Acid stains, such as by a toilet bowl cleaner or battery acid, cause what is known as etching on marble. These stains can be difficult to remove, but not impossible. If needed, a professional marble restorer can always be called to repair the damage.
Using Commercial Products
Using a commercial product to remove the damage is most likely to give you the best results.
You Will Need:
- A marble restorer OR marble polish
- A cloth
Steps to Remove the Stains:
- Get a marble restoration kit or etch removing product. There are a variety available at home improvement stores. Look for products that specifically say they will remove acid stains or etching, such as Fila Marble Restore Kit.

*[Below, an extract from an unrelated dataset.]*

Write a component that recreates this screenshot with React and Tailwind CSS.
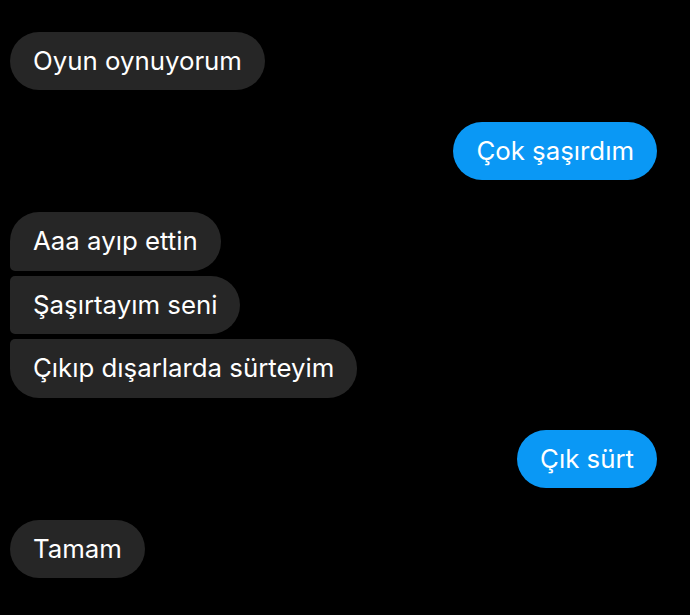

- Follow the instructions on the label of your selected product.
- Another option is to use a marble polish. If using a powder, wipe some water over the marble, then sprinkle the powder over it. Moisten a cloth with water and use it to rub the powder over the stone until it shines. An alternative to polishing the stone by hand with a cloth is to use a buffing on a drill with a low speed setting.
Using Home Remedies
You Will Need:
- Baking soda
Steps to Remove the Stain:
- For fresh stains, sprinkle a generous amount of baking soda onto the stain.¹ The baking soda will neutralize the acid. Don’t be alarmed if the area starts to bubble or foam; that is the effect of the acid and base mixing together and neutralizing.
- If the stain is old, make a thick paste of baking soda with water and spread the paste onto the stain.² Allow the baking soda to sit for several minutes, then wipe away the paste and repeat if needed.
- If the stain remains, moisten the area with diluted (10%) ammonia.³ Ammonia is also a basic solution, which can neutralize the acid.
- Rinse the area well with water to remove any remaining residue from the ammonia.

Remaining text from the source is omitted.